Как и крестьянин, Нушич не был склонен обвинять кого бы то ни было в своей беде. Он сам мечтал об объединении славянских земель, сам воспитывал сына неукротимым бойцом. И будь Ага моложе, сам взял бы в руки винтовку…
Немецкие войска рвались на юг. Ходили слухи, что в Салониках высадились союзнические войска. На каждой железнодорожной станции висели плакаты: «Да здравствуют наши союзники!» Жители Скопле часто приходили на вокзал. Они ждали эшелонов с союзниками, пока не пришел приказ отступать.
Пес был непонятной, но явно неблагородной породы. Звали его Риста. Еще в те дни, когда Нушич занимался в Скопле своим театром, пес подошел к нему на улице, и Ага, ласковый с любыми животными, бросил ему завалявшуюся в кармане конфетку. Риста увязался за щедрым прохожим, и с тех пор провожал его от дома до театра, часами ждал его у подъезда, пока продолжались репетиции. А когда театр сгорел, пес регулярно бегал к пепелищу и тоскливо скулил.
Осенью 1915 года сербские власти и войска оставили Скопле, в городе начались беспорядки и грабежи. В те дни Риста исправно нес сторожевую службу, ночью он басовито лаял во дворе, а днем ходил за Нушичем по пятам.

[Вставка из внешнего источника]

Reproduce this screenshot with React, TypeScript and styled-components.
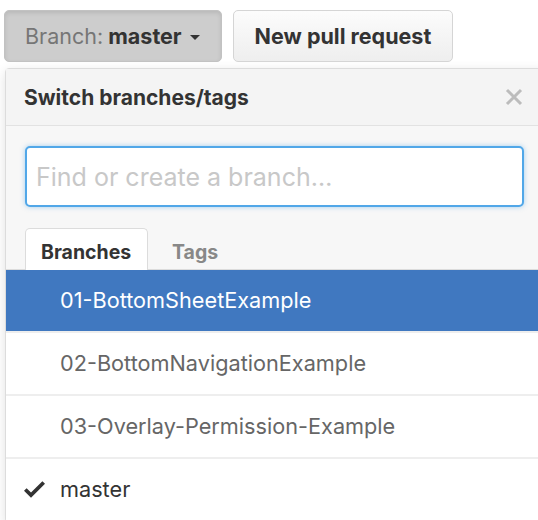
import React from "react";
import styled, { createGlobalStyle } from "styled-components";

const Global = createGlobalStyle`
  html, body { margin: 0; padding: 0; background: #fff; overflow: hidden; }
  body { font-family: Inter, "Liberation Sans", Arial, sans-serif; }
`;

const FONT = `Inter, "Liberation Sans", Arial, sans-serif`;

const Page = styled.div`
  width: 538px;
  height: 520px;
  overflow: hidden;
`;

const Toolbar = styled.div`
  display: flex;
  gap: 11px;
  padding: 10px 0 0 4px;
`;

const Button = styled.button<{ $pressed?: boolean }>`
  height: 52px;
  padding: 0 21px 0 ${(p) => (p.$pressed ? "20px" : "21px")};
  border-radius: 5px;
  font-family: ${FONT};
  font-size: 21.5px;
  font-weight: 700;
  color: #333;
  display: flex;
  align-items: center;
  gap: 7px;
  border: 1px solid ${(p) => (p.$pressed ? "#c2c2c2" : "#d5d5d5")};
  background: ${(p) =>
    p.$pressed ? "#cdcdcd" : "linear-gradient(#fcfcfc, #eeeeee)"};
  box-shadow: ${(p) => (p.$pressed ? "inset 0 2px 4px rgba(0,0,0,0.1)" : "none")};
`;

const Muted = styled.span`
  color: #767676;
  font-weight: normal;
`;

const Caret = styled.span`
  width: 0;
  height: 0;
  border-left: 5px solid transparent;
  border-right: 5px solid transparent;
  border-top: 5px solid #333;
  margin-left: 1px;
  margin-top: 3px;
`;

const Panel = styled.div`
  margin: 6px 0 0 5px;
  width: 540px;
  border: 1px solid #dcdcdc;
  border-radius: 4px;
  background: #f7f7f7;
  box-shadow: 0 3px 12px rgba(0, 0, 0, 0.12);
`;

const Header = styled.div`
  height: 57px;
  display: flex;
  align-items: center;
  justify-content: space-between;
  padding: 0 14px 0 18px;
  background: #f4f4f4;
  border-bottom: 1px solid #e2e2e2;
  box-sizing: border-box;
  width: 532px;
`;

const Title = styled.span`
  font-size: 21px;
  font-weight: 700;
  color: #333;
`;

const Close = styled.svg`
  width: 20px;
  height: 20px;
`;

const FilterArea = styled.div`
  padding: 20px 19px 0 19px;
`;

const Input = styled.input`
  box-sizing: border-box;
  width: 499px;
  height: 61px;
  border: 2px solid #51a7e8;
  border-radius: 5px;
  padding: 0 9px;
  font-family: ${FONT};
  font-size: 25px;
  color: #333;
  background: #fff;
  box-shadow: 0 0 5px rgba(81, 167, 232, 0.5);
  outline: none;
  &::placeholder { color: #c8c8c8; }
`;

const Tabs = styled.div`
  display: flex;
  margin-top: 21px;
  padding-left: 19px;
  border-bottom: 1px solid #dcdcdc;
  height: 41px;
`;

const Tab = styled.div<{ $active?: boolean }>`
  box-sizing: border-box;
  height: 42px;
  padding: 4px 15px 0 15px;
  display: flex;
  align-items: center;
  font-size: 19.5px;
  font-weight: 700;
  color: ${(p) => (p.$active ? "#333" : "#888")};
  background: ${(p) => (p.$active ? "#fff" : "transparent")};
  border: 1px solid ${(p) => (p.$active ? "#dcdcdc" : "transparent")};
  border-bottom: none;
  border-radius: 5px 5px 0 0;
  width: ${(p) => (p.$active ? "123px" : "auto")};
  margin-left: ${(p) => (p.$active ? "0" : "8px")};
`;

const List = styled.div`
  background: #fff;
`;

const Row = styled.div<{ $selected?: boolean }>`
  box-sizing: border-box;
  height: 63px;
  display: flex;
  align-items: center;
  padding-left: 18px;
  padding-bottom: 1px;
  font-size: 21.7px;
  color: ${(p) => (p.$selected ? "#fff" : "#666")};
  background: ${(p) => (p.$selected ? "#4078c0" : "#fff")};
  border-bottom: 2px solid #eeeeee;
`;

const CheckSlot = styled.span`
  width: 36px;
  display: flex;
  align-items: center;
`;

const RowLabel = styled.span<{ $current?: boolean }>`
  color: ${(p) => (p.$current ? "#333" : "inherit")};
`;

const branches = [
  "01-BottomSheetExample",
  "02-BottomNavigationExample",
  "03-Overlay-Permission-Example",
  "master",
];

export default function App() {
  return (
    <Page>
      <Global />
      <Toolbar>
        <Button $pressed>
          <span>
            <Muted>Branch:</Muted> master
          </span>
          <Caret />
        </Button>
        <Button>New pull request</Button>
      </Toolbar>
      <Panel>
        <Header>
          <Title>Switch branches/tags</Title>
          <Close viewBox="0 0 20 20">
            <path d="M3 3 L17 17 M17 3 L3 17" stroke="#bcbcbc" strokeWidth="3" />
          </Close>
        </Header>
        <FilterArea>
          <Input placeholder="Find or create a branch…" />
        </FilterArea>
        <Tabs>
          <Tab $active>Branches</Tab>
          <Tab>Tags</Tab>
        </Tabs>
        <List>
          {branches.map((b, i) => (
            <Row key={b} $selected={i === 0}>
              <CheckSlot>
                {b === "master" && (
                  <svg width="21" height="28" viewBox="0 0 12 16">
                    <path d="M12 5l-8 8-4-4 1.5-1.5L4 10l6.5-6.5L12 5z" fill="#333" />
                  </svg>
                )}
              </CheckSlot>
              <RowLabel $current={b === "master"}>{b}</RowLabel>
            </Row>
          ))}
        </List>
      </Panel>
    </Page>
  );
}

Ага был захвачен новой, необычной для него деятельностью. Чужие страдания немного заглушили собственную боль.
Нушич решил навести в городе порядок. Он разыскал брошенный военный склад, роздал оружие и боеприпасы и организовал «гражданскую гвардию», разместив штаб ее в редакции газеты «Сербский юг». Командирами отрядов он назначил журналиста Тошу Параноса и своего зятя Миму Предича.
Гвардейцы патрулировали город, направляли раненых, стариков, женщин с детьми на вокзал. Нушич старался приободрить их. Теперь все стали его детьми.
Ночь с 4 на 5 октября была самой тяжелой. Стало ясно, что в городе больше оставаться нельзя. На станции стояли два эшелона. Один уходил на юг, в Салоники, другой — на северо-запад, в Приштину. На юге беженцев ждали мирные города, относительно сытая жизнь и возможность уехать дальше. Приштина же была тупиком, откуда путь к морю лежал через заснеженные горы, в которых многих беженцев ждала смерть от голода и стужи.
Нушич никак не мог поверить в поражение Сербии и считал, что уезжать далеко не следует. Он надеялся на чудо и оставался в стране. Гиту с Даринкой и старым отцом он отправил в Приштину. После гибели внука девяностопятилетний Джордже очень ослаб, дни и ночи плакал и стонал.
Сам Ага в сопровождении зятя и неотступного Ристы выехал последним поездом, когда грохот пушек и треск пулеметов уже был слышен в Скопле. Из ящиков письменного стола он выгреб свои рукописи и отобрал наиболее, с его точки зрения, ценные. Среди них была так и не увидевшая сцены «Подозрительная личность». Связка получилась килограммов в пятнадцать.